>> START Collected data
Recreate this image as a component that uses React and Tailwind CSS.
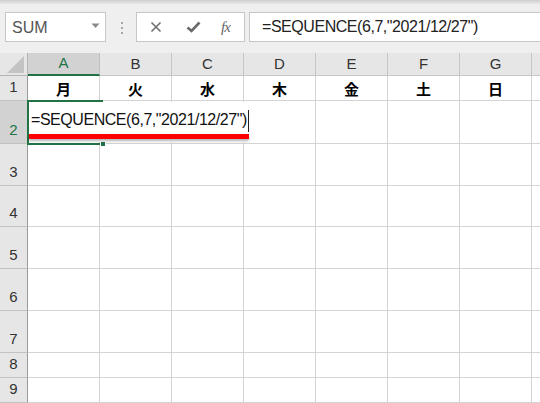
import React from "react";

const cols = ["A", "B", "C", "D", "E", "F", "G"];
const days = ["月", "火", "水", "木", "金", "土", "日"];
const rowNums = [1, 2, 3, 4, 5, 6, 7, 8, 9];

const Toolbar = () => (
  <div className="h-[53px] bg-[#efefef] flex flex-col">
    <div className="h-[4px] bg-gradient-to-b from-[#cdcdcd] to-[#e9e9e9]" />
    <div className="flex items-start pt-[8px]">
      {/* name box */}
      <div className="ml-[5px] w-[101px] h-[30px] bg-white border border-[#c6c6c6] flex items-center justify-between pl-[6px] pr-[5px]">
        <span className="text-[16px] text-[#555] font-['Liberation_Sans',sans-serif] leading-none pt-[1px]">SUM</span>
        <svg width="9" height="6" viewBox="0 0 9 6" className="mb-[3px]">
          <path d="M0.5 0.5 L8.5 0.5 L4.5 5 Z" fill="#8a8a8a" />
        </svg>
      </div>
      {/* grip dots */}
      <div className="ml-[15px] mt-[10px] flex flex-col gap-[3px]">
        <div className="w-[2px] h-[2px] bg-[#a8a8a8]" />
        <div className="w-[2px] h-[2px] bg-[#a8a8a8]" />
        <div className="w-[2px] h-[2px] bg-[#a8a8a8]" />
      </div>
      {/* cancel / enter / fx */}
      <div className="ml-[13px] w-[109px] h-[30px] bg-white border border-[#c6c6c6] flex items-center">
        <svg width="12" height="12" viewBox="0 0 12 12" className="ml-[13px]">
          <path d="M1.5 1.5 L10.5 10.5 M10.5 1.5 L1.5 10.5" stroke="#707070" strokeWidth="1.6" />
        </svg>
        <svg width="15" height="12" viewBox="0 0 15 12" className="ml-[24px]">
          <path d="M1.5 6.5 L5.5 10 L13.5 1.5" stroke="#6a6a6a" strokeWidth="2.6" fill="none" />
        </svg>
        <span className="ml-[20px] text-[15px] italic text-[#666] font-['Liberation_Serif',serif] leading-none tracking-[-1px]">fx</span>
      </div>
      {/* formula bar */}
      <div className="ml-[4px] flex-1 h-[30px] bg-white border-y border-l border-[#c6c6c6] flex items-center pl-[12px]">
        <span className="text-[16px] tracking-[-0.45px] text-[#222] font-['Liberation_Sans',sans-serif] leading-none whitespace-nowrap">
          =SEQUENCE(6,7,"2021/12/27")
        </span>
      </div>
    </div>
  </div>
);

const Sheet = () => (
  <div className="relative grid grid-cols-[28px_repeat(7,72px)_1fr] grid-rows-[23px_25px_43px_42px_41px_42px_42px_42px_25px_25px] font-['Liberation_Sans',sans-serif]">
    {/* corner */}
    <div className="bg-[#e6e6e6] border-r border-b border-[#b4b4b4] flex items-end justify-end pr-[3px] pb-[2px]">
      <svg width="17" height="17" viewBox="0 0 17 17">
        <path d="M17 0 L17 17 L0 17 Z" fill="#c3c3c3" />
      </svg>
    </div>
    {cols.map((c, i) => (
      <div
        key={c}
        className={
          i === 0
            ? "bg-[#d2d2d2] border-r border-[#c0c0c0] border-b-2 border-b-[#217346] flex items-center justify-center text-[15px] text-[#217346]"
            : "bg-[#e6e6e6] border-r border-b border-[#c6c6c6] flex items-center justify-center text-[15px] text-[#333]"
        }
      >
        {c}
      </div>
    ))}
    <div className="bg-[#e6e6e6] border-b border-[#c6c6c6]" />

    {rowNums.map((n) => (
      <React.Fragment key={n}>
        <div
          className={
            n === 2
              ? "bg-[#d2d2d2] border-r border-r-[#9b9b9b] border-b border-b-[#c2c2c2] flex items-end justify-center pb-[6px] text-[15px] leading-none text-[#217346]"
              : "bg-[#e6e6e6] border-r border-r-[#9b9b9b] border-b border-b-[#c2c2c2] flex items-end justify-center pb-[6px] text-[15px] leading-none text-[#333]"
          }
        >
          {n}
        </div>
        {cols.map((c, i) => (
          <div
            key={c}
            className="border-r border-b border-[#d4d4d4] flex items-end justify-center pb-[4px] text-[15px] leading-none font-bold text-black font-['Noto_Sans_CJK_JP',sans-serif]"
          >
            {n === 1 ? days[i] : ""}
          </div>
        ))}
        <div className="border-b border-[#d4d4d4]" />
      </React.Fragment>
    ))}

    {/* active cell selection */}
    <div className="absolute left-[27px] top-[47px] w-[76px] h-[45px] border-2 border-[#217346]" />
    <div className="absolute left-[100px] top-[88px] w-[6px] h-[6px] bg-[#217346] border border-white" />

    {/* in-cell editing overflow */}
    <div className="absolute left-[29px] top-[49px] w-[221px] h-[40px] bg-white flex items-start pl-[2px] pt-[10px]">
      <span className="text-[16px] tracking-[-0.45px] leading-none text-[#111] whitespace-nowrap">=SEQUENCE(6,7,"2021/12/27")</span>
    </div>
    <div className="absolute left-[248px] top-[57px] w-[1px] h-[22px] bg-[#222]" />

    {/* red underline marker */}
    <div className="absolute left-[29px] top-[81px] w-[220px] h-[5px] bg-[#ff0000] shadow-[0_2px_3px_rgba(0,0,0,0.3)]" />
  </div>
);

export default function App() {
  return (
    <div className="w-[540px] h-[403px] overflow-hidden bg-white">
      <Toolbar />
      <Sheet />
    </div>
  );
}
>> END Collected data
# Work to do:
Copy out the data above exactly, except the pictures.

# Exercise solution:
Recreate this image as a component that uses React and Tailwind CSS.
import React from "react";

const cols = ["A", "B", "C", "D", "E", "F", "G"];
const days = ["月", "火", "水", "木", "金", "土", "日"];
const rowNums = [1, 2, 3, 4, 5, 6, 7, 8, 9];

const Toolbar = () => (
  <div className="h-[53px] bg-[#efefef] flex flex-col">
    <div className="h-[4px] bg-gradient-to-b from-[#cdcdcd] to-[#e9e9e9]" />
    <div className="flex items-start pt-[8px]">
      {/* name box */}
      <div className="ml-[5px] w-[101px] h-[30px] bg-white border border-[#c6c6c6] flex items-center justify-between pl-[6px] pr-[5px]">
        <span className="text-[16px] text-[#555] font-['Liberation_Sans',sans-serif] leading-none pt-[1px]">SUM</span>
        <svg width="9" height="6" viewBox="0 0 9 6" className="mb-[3px]">
          <path d="M0.5 0.5 L8.5 0.5 L4.5 5 Z" fill="#8a8a8a" />
        </svg>
      </div>
      {/* grip dots */}
      <div className="ml-[15px] mt-[10px] flex flex-col gap-[3px]">
        <div className="w-[2px] h-[2px] bg-[#a8a8a8]" />
        <div className="w-[2px] h-[2px] bg-[#a8a8a8]" />
        <div className="w-[2px] h-[2px] bg-[#a8a8a8]" />
      </div>
      {/* cancel / enter / fx */}
      <div className="ml-[13px] w-[109px] h-[30px] bg-white border border-[#c6c6c6] flex items-center">
        <svg width="12" height="12" viewBox="0 0 12 12" className="ml-[13px]">
          <path d="M1.5 1.5 L10.5 10.5 M10.5 1.5 L1.5 10.5" stroke="#707070" strokeWidth="1.6" />
        </svg>
        <svg width="15" height="12" viewBox="0 0 15 12" className="ml-[24px]">
          <path d="M1.5 6.5 L5.5 10 L13.5 1.5" stroke="#6a6a6a" strokeWidth="2.6" fill="none" />
        </svg>
        <span className="ml-[20px] text-[15px] italic text-[#666] font-['Liberation_Serif',serif] leading-none tracking-[-1px]">fx</span>
      </div>
      {/* formula bar */}
      <div className="ml-[4px] flex-1 h-[30px] bg-white border-y border-l border-[#c6c6c6] flex items-center pl-[12px]">
        <span className="text-[16px] tracking-[-0.45px] text-[#222] font-['Liberation_Sans',sans-serif] leading-none whitespace-nowrap">
          =SEQUENCE(6,7,"2021/12/27")
        </span>
      </div>
    </div>
  </div>
);

const Sheet = () => (
  <div className="relative grid grid-cols-[28px_repeat(7,72px)_1fr] grid-rows-[23px_25px_43px_42px_41px_42px_42px_42px_25px_25px] font-['Liberation_Sans',sans-serif]">
    {/* corner */}
    <div className="bg-[#e6e6e6] border-r border-b border-[#b4b4b4] flex items-end justify-end pr-[3px] pb-[2px]">
      <svg width="17" height="17" viewBox="0 0 17 17">
        <path d="M17 0 L17 17 L0 17 Z" fill="#c3c3c3" />
      </svg>
    </div>
    {cols.map((c, i) => (
      <div
        key={c}
        className={
          i === 0
            ? "bg-[#d2d2d2] border-r border-[#c0c0c0] border-b-2 border-b-[#217346] flex items-center justify-center text-[15px] text-[#217346]"
            : "bg-[#e6e6e6] border-r border-b border-[#c6c6c6] flex items-center justify-center text-[15px] text-[#333]"
        }
      >
        {c}
      </div>
    ))}
    <div className="bg-[#e6e6e6] border-b border-[#c6c6c6]" />

    {rowNums.map((n) => (
      <React.Fragment key={n}>
        <div
          className={
            n === 2
              ? "bg-[#d2d2d2] border-r border-r-[#9b9b9b] border-b border-b-[#c2c2c2] flex items-end justify-center pb-[6px] text-[15px] leading-none text-[#217346]"
              : "bg-[#e6e6e6] border-r border-r-[#9b9b9b] border-b border-b-[#c2c2c2] flex items-end justify-center pb-[6px] text-[15px] leading-none text-[#333]"
          }
        >
          {n}
        </div>
        {cols.map((c, i) => (
          <div
            key={c}
            className="border-r border-b border-[#d4d4d4] flex items-end justify-center pb-[4px] text-[15px] leading-none font-bold text-black font-['Noto_Sans_CJK_JP',sans-serif]"
          >
            {n === 1 ? days[i] : ""}
          </div>
        ))}
        <div className="border-b border-[#d4d4d4]" />
      </React.Fragment>
    ))}

    {/* active cell selection */}
    <div className="absolute left-[27px] top-[47px] w-[76px] h-[45px] border-2 border-[#217346]" />
    <div className="absolute left-[100px] top-[88px] w-[6px] h-[6px] bg-[#217346] border border-white" />

    {/* in-cell editing overflow */}
    <div className="absolute left-[29px] top-[49px] w-[221px] h-[40px] bg-white flex items-start pl-[2px] pt-[10px]">
      <span className="text-[16px] tracking-[-0.45px] leading-none text-[#111] whitespace-nowrap">=SEQUENCE(6,7,"2021/12/27")</span>
    </div>
    <div className="absolute left-[248px] top-[57px] w-[1px] h-[22px] bg-[#222]" />

    {/* red underline marker */}
    <div className="absolute left-[29px] top-[81px] w-[220px] h-[5px] bg-[#ff0000] shadow-[0_2px_3px_rgba(0,0,0,0.3)]" />
  </div>
);

export default function App() {
  return (
    <div className="w-[540px] h-[403px] overflow-hidden bg-white">
      <Toolbar />
      <Sheet />
    </div>
  );
}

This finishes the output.